Some records:
>>>>>
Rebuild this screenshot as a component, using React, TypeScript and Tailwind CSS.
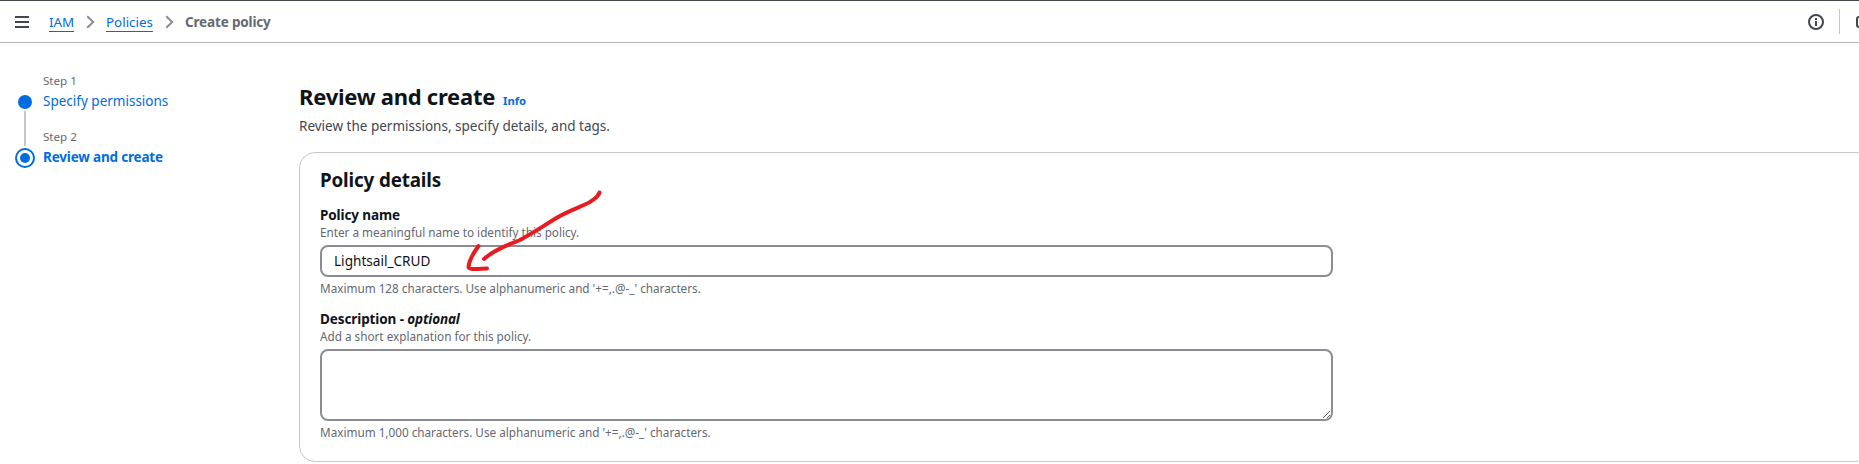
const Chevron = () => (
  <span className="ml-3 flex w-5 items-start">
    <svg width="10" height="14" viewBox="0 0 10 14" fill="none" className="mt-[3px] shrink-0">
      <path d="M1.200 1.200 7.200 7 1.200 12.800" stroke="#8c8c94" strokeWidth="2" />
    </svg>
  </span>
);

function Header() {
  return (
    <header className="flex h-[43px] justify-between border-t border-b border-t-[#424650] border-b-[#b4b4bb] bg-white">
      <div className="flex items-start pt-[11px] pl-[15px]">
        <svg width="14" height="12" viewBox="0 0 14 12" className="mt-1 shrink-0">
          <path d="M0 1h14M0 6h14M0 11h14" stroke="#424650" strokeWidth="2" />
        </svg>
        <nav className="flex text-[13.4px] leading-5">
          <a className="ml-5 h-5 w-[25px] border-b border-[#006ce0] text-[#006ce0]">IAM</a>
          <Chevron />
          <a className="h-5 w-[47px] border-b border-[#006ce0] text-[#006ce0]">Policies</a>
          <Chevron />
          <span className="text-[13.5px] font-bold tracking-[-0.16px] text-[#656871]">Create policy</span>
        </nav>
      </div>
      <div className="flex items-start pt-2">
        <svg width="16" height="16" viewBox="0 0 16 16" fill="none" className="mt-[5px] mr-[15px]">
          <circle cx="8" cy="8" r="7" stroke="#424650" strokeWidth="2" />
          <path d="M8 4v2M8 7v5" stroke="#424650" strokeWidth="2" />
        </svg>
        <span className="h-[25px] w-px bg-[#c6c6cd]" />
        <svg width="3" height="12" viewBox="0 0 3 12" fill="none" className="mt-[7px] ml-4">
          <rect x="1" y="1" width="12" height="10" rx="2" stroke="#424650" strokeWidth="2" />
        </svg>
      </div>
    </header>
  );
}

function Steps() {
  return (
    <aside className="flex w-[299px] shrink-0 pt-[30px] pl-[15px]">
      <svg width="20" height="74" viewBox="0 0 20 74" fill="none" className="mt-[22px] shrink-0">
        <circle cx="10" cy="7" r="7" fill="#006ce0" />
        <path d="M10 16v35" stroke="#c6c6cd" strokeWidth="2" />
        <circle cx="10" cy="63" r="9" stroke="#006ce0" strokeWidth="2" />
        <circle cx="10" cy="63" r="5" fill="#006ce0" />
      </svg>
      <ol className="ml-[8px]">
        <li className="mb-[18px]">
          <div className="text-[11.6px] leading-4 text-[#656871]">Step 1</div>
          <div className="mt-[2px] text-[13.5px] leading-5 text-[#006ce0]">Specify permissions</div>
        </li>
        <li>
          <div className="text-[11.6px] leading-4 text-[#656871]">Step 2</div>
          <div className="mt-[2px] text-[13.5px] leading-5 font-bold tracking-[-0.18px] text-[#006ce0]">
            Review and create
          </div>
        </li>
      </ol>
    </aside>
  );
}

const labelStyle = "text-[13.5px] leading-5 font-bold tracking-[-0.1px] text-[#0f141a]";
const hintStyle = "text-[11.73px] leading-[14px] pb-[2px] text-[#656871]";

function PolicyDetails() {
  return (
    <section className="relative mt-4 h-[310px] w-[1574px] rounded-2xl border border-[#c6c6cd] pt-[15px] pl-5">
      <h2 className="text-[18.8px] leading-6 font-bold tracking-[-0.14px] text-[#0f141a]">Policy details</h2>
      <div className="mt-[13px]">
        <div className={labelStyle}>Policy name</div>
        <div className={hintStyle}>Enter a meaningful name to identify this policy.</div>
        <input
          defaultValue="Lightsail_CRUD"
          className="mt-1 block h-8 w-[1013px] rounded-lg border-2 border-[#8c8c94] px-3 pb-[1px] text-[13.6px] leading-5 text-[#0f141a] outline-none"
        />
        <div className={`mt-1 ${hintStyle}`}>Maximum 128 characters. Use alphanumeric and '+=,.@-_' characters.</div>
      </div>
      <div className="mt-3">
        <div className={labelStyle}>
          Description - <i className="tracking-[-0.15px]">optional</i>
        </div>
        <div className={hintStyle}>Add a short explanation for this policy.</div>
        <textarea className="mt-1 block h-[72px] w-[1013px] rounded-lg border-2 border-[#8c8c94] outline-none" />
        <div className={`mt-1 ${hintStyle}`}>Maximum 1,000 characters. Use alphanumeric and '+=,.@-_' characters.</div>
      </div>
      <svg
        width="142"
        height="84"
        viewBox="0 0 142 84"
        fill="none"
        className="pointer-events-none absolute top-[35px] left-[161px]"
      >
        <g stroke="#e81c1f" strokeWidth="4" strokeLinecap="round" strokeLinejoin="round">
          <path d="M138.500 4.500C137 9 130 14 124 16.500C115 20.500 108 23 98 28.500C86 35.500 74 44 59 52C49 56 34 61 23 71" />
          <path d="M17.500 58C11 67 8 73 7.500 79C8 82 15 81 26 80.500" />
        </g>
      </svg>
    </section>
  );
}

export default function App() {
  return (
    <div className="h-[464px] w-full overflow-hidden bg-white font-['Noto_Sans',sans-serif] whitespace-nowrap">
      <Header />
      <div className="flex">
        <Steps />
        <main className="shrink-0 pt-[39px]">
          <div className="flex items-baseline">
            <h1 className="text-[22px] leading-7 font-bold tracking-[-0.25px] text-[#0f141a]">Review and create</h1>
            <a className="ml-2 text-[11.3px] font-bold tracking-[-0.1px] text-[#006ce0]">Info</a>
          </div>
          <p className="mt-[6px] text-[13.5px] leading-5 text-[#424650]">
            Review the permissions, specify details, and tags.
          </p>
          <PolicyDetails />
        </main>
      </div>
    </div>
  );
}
<<<<<
>>>>>
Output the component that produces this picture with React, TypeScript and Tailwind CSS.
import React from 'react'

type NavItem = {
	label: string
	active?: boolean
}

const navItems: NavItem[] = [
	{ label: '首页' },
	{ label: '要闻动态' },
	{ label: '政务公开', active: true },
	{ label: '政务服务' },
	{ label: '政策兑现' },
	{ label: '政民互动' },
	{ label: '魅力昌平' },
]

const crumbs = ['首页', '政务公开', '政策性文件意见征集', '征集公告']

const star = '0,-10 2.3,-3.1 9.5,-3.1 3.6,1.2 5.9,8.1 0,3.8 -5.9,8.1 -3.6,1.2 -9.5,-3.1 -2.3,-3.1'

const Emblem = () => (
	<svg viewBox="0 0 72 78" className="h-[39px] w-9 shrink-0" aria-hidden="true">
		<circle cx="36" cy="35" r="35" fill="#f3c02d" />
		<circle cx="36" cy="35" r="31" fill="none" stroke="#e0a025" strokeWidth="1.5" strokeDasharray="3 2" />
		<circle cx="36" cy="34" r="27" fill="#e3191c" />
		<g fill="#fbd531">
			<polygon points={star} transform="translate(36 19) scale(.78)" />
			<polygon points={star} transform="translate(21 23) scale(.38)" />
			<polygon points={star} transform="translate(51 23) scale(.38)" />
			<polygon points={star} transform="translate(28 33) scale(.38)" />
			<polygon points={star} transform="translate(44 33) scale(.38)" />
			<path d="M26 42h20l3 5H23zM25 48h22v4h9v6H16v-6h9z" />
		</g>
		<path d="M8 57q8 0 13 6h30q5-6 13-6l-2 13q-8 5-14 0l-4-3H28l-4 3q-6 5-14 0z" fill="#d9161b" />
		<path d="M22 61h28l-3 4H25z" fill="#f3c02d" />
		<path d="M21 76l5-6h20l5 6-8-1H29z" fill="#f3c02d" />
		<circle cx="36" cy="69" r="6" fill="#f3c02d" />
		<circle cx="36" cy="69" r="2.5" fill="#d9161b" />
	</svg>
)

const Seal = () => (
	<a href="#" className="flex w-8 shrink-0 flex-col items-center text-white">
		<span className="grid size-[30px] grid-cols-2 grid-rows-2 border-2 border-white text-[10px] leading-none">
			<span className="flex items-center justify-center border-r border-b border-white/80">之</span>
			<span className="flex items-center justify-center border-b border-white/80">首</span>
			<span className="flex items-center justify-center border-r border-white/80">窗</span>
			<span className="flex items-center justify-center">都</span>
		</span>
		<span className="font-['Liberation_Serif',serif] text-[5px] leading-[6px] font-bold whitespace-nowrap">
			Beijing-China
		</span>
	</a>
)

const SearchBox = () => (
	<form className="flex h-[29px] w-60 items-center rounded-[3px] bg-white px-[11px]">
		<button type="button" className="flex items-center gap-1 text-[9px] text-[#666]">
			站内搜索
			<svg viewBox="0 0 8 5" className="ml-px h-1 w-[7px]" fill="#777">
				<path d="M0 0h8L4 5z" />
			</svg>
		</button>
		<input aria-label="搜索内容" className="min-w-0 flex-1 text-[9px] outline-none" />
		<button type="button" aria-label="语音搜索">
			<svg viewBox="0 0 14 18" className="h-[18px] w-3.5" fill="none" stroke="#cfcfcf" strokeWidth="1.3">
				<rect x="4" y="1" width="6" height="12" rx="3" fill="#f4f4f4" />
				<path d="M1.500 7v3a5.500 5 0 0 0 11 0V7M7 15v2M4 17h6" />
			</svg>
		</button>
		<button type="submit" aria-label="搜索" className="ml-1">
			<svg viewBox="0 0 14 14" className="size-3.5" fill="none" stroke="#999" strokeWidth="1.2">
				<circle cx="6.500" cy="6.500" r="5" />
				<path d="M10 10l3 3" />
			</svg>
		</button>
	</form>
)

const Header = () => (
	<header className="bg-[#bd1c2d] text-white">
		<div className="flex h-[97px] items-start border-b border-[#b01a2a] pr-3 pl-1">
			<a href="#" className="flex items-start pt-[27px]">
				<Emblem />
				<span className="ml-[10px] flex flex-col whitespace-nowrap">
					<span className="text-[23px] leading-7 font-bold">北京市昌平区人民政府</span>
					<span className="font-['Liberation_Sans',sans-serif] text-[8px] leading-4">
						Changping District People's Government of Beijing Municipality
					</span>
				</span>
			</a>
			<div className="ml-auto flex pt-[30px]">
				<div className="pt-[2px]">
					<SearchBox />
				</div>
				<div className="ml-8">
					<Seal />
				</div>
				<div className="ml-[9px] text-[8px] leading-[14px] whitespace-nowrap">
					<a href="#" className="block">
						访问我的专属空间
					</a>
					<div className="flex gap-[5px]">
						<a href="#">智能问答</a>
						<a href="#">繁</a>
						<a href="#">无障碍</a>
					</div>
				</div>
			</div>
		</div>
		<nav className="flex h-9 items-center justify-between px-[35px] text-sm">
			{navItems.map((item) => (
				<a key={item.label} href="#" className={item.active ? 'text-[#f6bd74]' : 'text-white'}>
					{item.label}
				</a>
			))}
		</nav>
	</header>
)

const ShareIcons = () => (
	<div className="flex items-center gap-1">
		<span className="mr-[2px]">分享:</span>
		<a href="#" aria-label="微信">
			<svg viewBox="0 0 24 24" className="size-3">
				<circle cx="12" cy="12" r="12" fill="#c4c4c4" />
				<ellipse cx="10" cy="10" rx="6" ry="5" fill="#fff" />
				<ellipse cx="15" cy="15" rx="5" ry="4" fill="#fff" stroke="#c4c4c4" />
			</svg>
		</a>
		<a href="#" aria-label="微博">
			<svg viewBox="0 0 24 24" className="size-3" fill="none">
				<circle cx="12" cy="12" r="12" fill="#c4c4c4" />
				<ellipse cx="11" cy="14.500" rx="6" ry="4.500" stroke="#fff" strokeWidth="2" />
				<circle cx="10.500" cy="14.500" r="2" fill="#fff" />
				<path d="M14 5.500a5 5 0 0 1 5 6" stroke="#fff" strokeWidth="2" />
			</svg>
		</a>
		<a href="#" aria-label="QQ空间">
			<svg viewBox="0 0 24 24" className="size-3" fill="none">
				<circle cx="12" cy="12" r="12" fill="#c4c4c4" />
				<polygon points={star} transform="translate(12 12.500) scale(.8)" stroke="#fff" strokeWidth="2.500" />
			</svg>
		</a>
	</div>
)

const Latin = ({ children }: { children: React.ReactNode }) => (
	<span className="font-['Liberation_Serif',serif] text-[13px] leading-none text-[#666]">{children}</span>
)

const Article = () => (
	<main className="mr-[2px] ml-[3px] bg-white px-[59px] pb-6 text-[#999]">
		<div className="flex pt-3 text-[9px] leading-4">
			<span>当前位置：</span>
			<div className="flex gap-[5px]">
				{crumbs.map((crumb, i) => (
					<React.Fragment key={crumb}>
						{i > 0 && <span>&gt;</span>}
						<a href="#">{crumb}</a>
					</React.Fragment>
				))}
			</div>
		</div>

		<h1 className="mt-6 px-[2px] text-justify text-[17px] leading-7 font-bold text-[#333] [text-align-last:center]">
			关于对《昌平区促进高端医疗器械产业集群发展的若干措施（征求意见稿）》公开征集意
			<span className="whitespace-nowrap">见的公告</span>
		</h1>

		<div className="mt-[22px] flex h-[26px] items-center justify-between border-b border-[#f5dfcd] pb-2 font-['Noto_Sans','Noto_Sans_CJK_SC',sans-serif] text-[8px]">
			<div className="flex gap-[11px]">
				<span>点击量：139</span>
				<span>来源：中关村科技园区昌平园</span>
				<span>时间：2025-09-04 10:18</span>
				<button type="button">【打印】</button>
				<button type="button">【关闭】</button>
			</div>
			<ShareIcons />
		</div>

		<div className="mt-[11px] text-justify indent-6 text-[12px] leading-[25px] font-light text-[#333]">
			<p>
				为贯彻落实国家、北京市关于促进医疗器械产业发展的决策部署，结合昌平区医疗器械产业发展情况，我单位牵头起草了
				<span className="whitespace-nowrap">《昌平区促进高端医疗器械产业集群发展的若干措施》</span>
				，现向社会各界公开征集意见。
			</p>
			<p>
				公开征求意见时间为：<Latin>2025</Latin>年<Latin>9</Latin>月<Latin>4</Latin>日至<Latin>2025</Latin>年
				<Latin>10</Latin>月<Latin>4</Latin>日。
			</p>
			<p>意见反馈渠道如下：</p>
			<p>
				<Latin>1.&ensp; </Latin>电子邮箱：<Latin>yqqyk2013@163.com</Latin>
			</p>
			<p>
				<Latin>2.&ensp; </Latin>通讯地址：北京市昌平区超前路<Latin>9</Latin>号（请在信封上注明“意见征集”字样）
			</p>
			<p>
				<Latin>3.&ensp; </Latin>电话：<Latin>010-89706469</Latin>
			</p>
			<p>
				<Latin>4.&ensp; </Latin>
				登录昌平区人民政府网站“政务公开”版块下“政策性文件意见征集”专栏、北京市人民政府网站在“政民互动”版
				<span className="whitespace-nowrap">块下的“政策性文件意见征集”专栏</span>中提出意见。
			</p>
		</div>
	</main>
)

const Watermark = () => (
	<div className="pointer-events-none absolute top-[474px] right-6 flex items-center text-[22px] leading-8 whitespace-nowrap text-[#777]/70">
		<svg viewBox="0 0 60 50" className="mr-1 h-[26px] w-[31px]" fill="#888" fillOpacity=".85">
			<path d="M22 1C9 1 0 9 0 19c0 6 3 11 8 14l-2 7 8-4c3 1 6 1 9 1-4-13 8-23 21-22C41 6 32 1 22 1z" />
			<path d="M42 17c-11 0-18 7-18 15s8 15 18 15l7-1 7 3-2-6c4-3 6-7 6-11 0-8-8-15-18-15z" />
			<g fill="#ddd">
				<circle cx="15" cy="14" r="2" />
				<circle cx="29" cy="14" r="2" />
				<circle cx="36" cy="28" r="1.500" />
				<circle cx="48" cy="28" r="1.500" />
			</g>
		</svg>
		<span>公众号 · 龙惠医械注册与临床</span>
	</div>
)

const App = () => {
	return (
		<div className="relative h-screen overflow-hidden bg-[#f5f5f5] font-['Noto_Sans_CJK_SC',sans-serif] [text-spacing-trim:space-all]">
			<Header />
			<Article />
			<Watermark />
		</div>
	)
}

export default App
<<<<<
- Task objective -
Looking at the material above, count the lines that hold "Tailwind" and give the total alone.

- Exercise result -
2